----- DATASET EXTRACT -----
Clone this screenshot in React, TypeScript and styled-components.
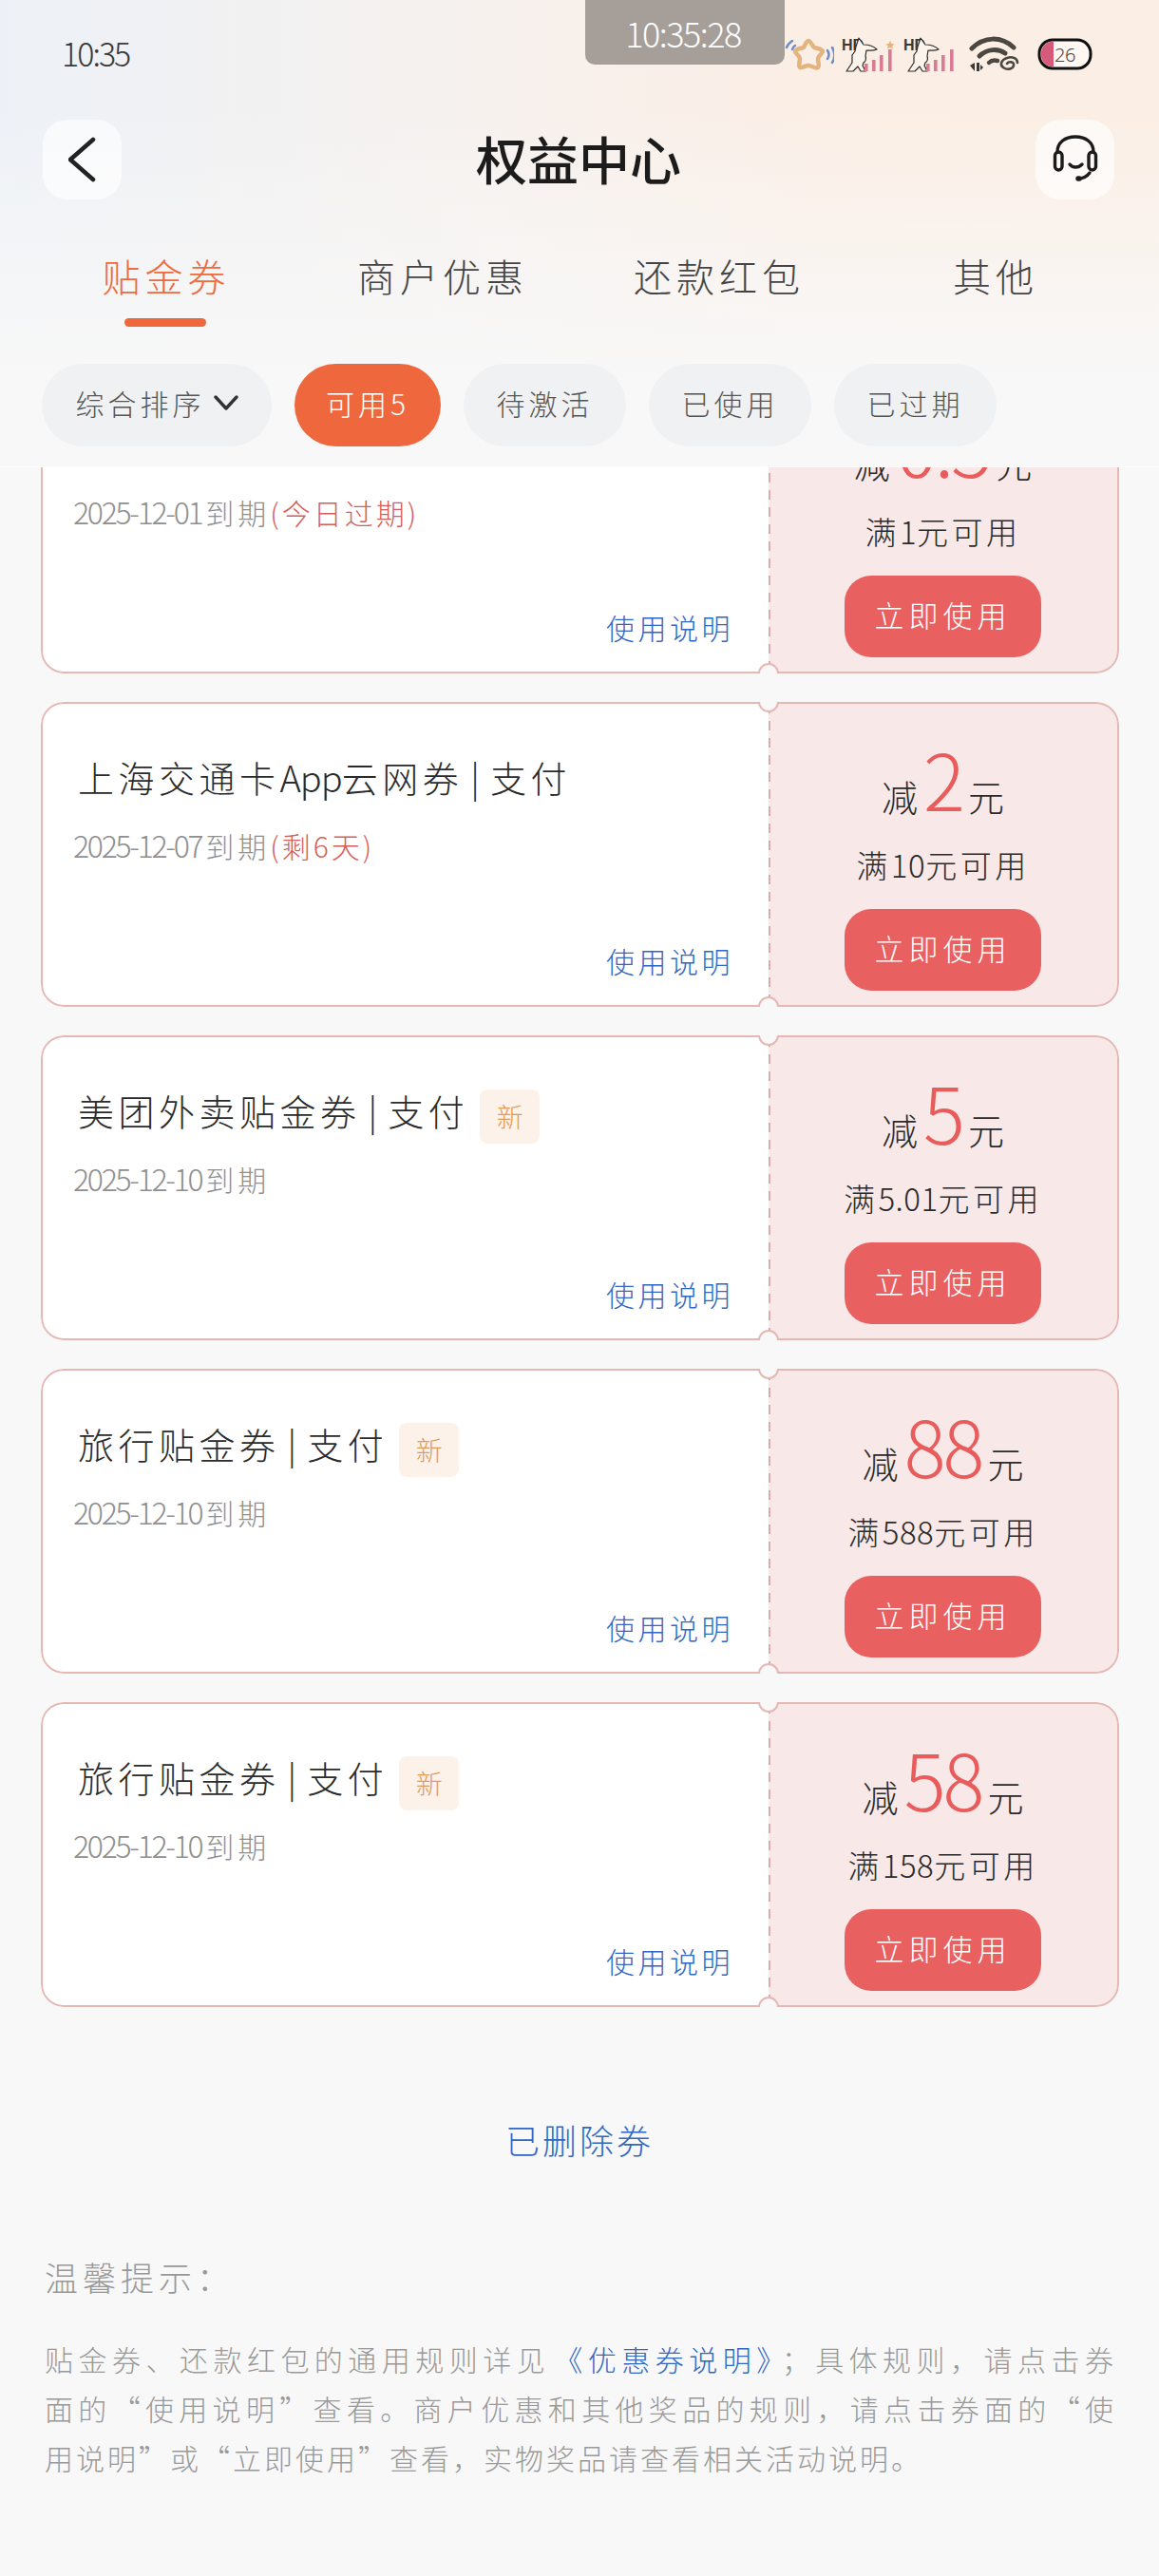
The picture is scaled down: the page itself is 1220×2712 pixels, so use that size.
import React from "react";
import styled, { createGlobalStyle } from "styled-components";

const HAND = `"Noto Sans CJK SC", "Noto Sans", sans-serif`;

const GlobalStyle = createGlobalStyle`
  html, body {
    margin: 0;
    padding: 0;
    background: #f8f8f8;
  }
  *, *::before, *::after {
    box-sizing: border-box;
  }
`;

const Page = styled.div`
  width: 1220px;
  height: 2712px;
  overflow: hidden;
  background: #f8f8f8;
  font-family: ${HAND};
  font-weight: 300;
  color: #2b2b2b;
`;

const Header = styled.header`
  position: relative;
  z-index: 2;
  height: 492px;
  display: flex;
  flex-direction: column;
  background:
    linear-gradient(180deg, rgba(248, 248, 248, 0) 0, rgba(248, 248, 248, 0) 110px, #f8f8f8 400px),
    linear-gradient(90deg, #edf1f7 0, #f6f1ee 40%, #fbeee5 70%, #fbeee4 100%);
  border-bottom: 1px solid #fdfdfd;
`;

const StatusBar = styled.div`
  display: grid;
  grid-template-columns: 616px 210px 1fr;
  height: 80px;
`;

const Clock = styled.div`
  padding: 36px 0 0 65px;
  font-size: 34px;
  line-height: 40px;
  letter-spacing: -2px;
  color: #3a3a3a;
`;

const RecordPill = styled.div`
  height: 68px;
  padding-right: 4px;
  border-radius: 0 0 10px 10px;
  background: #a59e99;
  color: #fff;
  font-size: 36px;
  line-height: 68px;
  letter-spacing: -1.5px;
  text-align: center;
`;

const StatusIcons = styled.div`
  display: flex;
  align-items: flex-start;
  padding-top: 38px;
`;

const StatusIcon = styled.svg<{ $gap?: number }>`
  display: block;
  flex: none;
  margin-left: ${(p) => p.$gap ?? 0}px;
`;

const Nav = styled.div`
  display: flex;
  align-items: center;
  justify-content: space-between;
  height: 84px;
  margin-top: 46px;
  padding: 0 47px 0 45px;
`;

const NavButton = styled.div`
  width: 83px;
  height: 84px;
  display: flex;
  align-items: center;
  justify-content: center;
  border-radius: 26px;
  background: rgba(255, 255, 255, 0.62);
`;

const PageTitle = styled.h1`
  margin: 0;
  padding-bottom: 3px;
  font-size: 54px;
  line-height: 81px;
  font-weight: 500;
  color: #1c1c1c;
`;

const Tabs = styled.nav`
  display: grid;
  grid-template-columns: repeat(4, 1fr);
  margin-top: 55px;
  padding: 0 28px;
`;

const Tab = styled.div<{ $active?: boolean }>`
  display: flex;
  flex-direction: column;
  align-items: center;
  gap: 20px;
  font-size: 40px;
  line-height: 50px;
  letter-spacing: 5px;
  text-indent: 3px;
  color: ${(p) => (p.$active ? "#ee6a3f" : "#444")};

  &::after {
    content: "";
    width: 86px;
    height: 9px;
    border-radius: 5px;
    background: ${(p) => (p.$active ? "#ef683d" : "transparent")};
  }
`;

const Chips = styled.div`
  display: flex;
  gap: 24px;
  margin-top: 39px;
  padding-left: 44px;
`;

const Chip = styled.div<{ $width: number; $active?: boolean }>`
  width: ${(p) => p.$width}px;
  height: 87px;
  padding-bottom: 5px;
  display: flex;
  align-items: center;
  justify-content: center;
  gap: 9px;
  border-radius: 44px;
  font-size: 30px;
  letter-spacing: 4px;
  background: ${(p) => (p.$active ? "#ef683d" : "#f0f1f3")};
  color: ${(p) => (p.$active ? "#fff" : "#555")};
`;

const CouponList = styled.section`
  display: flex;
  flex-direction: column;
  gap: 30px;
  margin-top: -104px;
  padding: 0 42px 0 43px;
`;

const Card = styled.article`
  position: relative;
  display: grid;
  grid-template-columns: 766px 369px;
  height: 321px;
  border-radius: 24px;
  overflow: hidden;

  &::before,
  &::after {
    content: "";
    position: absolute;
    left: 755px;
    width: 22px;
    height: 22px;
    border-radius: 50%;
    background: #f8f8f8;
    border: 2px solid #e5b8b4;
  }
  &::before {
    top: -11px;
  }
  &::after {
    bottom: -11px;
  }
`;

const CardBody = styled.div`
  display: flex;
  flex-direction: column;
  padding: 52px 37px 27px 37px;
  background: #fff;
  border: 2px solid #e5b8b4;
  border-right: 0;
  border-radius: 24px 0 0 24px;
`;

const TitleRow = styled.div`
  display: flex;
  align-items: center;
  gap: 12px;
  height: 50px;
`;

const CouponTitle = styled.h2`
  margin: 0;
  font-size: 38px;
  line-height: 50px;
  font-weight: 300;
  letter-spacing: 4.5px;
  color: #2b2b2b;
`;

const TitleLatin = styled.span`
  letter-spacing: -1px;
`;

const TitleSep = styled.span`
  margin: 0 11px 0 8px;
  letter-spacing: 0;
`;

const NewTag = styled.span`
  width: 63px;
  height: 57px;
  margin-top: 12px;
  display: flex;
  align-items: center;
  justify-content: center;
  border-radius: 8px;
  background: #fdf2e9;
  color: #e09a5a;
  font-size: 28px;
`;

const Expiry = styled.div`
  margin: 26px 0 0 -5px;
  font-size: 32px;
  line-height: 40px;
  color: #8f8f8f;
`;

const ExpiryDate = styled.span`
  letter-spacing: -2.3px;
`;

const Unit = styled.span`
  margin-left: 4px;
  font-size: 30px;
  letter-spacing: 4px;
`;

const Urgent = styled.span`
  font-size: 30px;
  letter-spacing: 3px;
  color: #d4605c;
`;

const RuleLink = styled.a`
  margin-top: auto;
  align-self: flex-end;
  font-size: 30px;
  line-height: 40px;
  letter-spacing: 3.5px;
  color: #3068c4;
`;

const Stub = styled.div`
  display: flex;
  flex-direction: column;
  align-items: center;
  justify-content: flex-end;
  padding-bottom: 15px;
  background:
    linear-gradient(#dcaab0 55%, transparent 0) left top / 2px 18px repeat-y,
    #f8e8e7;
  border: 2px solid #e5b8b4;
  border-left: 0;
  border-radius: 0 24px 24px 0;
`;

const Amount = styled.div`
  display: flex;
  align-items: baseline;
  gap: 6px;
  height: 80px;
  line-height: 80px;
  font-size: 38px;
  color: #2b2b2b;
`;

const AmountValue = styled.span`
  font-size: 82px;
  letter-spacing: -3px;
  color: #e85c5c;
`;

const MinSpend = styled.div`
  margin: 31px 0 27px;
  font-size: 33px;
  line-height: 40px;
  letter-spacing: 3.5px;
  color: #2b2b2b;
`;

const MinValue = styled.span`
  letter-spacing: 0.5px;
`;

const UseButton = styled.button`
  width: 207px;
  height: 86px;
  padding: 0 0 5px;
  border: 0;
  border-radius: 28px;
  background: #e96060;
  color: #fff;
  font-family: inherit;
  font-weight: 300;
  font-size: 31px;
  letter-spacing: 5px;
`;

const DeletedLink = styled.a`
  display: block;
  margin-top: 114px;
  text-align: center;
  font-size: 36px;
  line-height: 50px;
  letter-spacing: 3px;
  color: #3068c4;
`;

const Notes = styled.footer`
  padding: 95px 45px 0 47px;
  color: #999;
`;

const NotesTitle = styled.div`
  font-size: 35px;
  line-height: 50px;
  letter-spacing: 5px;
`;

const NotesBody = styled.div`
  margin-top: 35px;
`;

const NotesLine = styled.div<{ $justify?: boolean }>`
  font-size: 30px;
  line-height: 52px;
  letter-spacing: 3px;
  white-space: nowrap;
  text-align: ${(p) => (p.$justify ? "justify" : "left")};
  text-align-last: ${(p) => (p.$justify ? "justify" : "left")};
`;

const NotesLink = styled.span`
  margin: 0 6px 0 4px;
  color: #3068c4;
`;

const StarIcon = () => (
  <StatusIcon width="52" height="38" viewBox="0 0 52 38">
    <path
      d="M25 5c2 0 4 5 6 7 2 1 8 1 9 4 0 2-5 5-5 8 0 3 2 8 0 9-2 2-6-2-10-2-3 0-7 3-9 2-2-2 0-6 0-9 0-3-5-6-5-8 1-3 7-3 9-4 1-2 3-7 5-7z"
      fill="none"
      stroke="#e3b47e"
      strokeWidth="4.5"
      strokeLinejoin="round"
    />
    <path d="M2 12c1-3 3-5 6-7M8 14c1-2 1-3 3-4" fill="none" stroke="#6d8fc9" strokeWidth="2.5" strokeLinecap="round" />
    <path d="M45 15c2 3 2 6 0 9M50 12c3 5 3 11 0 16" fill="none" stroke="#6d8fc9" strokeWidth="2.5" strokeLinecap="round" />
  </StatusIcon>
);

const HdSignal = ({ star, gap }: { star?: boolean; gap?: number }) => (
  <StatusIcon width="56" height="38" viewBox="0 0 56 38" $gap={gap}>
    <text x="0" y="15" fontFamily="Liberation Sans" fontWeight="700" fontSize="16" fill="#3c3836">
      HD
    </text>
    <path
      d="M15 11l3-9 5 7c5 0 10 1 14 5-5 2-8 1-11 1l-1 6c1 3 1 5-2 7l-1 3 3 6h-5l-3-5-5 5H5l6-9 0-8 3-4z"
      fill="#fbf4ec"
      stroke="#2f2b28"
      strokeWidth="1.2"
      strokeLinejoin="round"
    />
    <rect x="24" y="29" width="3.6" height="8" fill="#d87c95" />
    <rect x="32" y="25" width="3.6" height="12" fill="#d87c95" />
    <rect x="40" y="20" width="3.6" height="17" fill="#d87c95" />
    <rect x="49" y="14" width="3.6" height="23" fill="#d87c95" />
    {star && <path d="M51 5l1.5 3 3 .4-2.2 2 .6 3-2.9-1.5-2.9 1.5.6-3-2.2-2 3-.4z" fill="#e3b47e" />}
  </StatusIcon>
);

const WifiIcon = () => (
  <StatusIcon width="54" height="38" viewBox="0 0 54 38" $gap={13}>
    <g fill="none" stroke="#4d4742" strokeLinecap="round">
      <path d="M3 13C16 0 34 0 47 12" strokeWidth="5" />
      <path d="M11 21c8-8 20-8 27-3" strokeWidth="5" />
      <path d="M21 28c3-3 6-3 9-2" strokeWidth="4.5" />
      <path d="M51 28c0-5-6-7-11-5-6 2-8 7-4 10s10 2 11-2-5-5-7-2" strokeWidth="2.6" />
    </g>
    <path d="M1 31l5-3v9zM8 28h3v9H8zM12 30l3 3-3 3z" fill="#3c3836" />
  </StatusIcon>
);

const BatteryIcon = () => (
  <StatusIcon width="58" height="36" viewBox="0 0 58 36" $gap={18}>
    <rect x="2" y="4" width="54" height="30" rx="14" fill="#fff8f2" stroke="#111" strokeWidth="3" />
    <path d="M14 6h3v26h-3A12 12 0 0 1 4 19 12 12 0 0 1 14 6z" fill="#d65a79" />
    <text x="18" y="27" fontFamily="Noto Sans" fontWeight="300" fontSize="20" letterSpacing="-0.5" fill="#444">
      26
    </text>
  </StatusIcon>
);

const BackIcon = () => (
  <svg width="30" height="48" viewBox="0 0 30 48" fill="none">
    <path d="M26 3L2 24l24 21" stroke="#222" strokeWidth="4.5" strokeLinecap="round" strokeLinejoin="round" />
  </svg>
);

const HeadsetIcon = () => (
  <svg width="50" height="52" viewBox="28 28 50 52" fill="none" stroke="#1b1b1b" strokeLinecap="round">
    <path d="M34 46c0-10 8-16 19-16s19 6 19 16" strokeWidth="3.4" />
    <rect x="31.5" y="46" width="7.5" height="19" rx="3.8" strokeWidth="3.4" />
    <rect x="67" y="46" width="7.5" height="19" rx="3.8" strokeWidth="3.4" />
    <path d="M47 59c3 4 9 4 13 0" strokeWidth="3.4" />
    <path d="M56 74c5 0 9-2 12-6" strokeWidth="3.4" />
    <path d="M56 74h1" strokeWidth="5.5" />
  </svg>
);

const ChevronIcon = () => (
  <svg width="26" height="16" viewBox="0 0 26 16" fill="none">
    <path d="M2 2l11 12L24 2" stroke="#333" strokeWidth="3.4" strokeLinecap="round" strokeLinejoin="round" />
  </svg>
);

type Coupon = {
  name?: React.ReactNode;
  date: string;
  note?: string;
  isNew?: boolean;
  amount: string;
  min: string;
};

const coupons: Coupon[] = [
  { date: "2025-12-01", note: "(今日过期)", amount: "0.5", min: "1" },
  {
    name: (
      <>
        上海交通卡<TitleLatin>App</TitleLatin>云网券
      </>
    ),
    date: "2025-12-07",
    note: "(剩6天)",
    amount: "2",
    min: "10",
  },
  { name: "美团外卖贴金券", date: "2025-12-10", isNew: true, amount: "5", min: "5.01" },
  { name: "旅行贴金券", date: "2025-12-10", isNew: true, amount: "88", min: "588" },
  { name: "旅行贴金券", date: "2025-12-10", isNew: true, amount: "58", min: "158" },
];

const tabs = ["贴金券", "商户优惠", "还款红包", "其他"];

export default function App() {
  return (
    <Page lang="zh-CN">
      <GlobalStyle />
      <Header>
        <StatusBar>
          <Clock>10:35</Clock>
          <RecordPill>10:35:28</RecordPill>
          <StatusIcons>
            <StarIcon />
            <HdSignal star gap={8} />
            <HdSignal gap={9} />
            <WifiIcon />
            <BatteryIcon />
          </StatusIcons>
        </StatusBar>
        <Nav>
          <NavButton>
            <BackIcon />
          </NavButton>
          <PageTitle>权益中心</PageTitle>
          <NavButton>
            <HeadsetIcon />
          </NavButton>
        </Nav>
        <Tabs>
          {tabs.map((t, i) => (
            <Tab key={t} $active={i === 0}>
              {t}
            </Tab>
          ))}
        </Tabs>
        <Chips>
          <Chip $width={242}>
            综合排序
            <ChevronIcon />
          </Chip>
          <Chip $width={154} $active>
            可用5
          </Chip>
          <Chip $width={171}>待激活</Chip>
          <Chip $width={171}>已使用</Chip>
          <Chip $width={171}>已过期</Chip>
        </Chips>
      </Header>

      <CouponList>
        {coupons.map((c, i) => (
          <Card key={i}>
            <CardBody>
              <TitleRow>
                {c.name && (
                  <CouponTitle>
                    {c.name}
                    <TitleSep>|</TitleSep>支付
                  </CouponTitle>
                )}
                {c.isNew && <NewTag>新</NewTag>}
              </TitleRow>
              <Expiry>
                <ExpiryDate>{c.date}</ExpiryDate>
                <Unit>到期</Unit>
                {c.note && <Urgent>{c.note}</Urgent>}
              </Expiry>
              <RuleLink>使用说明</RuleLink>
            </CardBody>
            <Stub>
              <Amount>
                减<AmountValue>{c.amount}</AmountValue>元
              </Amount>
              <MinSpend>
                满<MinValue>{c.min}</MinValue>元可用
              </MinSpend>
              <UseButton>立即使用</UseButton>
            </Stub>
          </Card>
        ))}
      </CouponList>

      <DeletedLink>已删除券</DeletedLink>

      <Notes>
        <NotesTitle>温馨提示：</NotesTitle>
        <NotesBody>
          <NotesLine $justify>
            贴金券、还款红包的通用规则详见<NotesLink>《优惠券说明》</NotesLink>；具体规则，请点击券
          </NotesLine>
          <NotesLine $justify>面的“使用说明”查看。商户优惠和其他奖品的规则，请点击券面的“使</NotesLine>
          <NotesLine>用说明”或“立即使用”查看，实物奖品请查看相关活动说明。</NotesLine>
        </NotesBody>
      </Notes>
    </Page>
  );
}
-----
### [YOUR INSTRUCTIONS]
Tally the lines of the preceding listing in which the word "components" appears; state nothing but the total.

### [FULL SOLUTION]
2